There’s no doubt in my mind that DC will never completely abandon the Flashpoint universe in the future, but I can’t help but wonder how meaningful it will be after it is all over. Will they have crafted 59 issues only to end it all and return to the DCU proper? I’m not sure what the answers are, and I honestly don’t know what they should be. Maybe it would be cool to have a Flashpoint series in the same vein as the Ultimate universe for Marvel. Comic fans are smart enough to distinguish it from the main universe. I don’t really see that happening though.

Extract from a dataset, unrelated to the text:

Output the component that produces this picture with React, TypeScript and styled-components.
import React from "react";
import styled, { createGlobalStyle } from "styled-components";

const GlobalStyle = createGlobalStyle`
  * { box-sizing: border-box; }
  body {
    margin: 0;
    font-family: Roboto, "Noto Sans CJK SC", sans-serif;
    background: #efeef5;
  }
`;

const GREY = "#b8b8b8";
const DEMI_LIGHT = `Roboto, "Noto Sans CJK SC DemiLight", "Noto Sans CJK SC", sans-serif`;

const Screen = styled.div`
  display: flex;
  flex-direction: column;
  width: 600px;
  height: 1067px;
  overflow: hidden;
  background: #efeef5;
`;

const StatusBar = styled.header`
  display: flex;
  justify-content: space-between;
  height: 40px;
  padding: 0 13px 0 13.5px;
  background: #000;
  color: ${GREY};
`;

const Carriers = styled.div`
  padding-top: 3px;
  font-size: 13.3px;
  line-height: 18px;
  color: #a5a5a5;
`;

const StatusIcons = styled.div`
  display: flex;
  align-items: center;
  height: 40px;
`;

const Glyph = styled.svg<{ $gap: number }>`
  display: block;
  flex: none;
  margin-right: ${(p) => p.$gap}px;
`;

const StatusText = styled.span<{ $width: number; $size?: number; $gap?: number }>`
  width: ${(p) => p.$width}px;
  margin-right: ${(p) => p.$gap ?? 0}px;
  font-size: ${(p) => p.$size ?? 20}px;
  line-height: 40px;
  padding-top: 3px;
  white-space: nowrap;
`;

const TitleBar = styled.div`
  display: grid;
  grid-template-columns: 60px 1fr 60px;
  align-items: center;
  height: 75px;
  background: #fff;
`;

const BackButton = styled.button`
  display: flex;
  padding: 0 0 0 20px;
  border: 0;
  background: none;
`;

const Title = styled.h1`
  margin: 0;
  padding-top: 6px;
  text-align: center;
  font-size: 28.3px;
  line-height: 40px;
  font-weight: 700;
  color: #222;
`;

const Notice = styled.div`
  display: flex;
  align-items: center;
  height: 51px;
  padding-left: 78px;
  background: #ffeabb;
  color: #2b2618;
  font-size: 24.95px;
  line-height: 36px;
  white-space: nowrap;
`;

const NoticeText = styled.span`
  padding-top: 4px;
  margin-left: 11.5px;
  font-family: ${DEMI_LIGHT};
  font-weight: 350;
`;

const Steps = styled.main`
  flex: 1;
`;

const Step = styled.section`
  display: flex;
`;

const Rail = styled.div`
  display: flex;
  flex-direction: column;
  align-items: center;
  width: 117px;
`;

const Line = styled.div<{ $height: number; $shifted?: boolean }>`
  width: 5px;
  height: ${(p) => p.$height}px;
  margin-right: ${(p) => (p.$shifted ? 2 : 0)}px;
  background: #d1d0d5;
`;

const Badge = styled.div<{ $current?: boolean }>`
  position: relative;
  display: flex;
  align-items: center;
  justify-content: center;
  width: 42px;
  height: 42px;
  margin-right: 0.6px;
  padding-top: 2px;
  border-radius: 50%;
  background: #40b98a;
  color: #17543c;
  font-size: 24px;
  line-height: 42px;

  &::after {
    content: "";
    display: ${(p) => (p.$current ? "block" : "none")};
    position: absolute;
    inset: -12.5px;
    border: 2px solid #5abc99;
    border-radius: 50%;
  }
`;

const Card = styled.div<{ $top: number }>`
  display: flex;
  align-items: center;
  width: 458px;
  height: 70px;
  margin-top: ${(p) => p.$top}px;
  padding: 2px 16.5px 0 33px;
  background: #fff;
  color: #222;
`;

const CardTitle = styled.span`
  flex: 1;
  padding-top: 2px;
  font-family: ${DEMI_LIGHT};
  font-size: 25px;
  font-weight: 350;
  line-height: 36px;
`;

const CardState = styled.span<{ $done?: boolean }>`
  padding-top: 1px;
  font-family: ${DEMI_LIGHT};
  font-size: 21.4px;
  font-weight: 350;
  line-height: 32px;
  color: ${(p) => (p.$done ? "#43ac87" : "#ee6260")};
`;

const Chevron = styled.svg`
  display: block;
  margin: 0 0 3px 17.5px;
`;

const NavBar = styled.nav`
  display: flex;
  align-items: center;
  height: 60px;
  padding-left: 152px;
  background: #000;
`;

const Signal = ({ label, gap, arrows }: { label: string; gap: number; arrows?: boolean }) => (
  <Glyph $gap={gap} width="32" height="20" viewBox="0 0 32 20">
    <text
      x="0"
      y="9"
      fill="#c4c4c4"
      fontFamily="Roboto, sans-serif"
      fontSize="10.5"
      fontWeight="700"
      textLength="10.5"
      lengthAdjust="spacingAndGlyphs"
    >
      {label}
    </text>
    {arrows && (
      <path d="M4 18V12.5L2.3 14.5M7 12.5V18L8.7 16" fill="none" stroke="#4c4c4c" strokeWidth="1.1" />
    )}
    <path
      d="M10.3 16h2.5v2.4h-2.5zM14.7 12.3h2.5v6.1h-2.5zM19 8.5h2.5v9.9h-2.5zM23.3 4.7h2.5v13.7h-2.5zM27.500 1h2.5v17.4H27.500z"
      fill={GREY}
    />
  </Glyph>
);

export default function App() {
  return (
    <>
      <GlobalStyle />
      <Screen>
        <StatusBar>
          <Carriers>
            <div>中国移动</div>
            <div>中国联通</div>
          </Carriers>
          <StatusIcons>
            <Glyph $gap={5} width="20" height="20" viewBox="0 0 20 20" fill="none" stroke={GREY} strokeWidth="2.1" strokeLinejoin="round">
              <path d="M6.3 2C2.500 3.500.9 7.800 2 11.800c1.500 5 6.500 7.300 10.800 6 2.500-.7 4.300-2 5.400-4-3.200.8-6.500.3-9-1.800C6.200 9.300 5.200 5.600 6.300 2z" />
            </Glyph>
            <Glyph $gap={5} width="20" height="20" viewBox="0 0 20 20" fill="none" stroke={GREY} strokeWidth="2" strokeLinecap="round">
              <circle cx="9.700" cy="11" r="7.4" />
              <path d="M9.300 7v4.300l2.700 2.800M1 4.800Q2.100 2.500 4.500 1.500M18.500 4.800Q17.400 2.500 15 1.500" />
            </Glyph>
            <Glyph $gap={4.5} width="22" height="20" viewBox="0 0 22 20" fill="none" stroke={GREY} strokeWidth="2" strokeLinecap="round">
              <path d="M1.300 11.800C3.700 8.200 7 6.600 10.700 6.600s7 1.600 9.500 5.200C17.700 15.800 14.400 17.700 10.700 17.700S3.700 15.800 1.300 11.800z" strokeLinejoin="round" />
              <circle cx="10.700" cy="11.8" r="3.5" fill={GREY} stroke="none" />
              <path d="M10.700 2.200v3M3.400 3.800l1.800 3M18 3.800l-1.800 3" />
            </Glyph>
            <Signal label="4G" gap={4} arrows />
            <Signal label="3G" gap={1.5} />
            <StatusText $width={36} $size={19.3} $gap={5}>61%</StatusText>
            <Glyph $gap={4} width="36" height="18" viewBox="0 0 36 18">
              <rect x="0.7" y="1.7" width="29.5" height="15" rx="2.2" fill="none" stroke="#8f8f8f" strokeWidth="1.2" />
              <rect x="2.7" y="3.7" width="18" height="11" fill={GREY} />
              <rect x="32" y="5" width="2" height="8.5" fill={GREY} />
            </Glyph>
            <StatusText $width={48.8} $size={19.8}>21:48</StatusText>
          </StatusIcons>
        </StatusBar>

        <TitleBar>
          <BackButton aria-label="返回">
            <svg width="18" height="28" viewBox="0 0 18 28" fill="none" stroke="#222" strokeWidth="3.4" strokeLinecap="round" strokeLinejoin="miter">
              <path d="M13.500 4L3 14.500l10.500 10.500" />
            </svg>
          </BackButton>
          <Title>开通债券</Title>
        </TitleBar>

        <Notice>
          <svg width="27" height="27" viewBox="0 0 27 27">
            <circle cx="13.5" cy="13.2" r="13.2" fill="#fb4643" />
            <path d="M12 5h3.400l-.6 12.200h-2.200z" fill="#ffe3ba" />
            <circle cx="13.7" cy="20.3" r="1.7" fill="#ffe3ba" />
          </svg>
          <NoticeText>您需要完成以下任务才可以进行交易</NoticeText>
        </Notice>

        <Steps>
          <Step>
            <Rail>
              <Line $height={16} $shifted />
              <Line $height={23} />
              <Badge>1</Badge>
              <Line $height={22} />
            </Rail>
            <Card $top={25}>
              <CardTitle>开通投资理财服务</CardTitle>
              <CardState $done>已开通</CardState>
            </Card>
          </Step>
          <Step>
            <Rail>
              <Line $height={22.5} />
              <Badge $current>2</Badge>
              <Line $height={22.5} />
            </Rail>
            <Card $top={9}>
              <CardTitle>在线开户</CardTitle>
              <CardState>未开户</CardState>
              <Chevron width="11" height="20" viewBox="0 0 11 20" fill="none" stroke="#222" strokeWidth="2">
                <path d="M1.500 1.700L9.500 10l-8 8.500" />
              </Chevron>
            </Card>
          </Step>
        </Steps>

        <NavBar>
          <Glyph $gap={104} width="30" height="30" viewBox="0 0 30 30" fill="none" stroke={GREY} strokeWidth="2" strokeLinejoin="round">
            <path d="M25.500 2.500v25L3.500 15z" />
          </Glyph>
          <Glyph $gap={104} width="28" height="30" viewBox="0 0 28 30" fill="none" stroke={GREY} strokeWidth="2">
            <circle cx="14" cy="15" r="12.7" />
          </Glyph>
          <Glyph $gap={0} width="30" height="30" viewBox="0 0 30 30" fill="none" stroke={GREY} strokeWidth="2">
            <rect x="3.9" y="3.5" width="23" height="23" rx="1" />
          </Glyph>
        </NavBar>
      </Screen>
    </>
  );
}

DC officially states that they don’t like to have multiple on-going universes existing at one time (which means that DC likes to ignore the First Wave universe, and likes to forget that the All-star comics are in their own separate universes).
I guess only time will tell where all of this is going.
And now for your very first Flashpoint Flash Facts:
- The Flash learns that his alternate reality counterpart, Hot Pursuit, is a cop whose cosmic motorcycle steals power from the speed force.
- Bart Allen shows up in order to remind readers that there is more than just one Flash in the universe (but no Wally West like the cover suggests) and Hot Pursuit warns Bart that he’ll “be more vulnerable than anyone to the effects of the impending timestorm” because Bart is from the future.
- Hot Pursuit continues to vaguely hint at some problem with the timestream that anyone with half a brain would guess is going to be caused by Professor Zoom, but apparently Barry hasn’t gotten there quite yet.
- The remainder of the issue revolves around the mystery of who is super aging people and for what purpose.
Overall, not a bad issue (Francis Manapul continues to be the best artist in the world), but I’m anxious for Flashpoint to start and this issue just seems like it exists to build anticipation.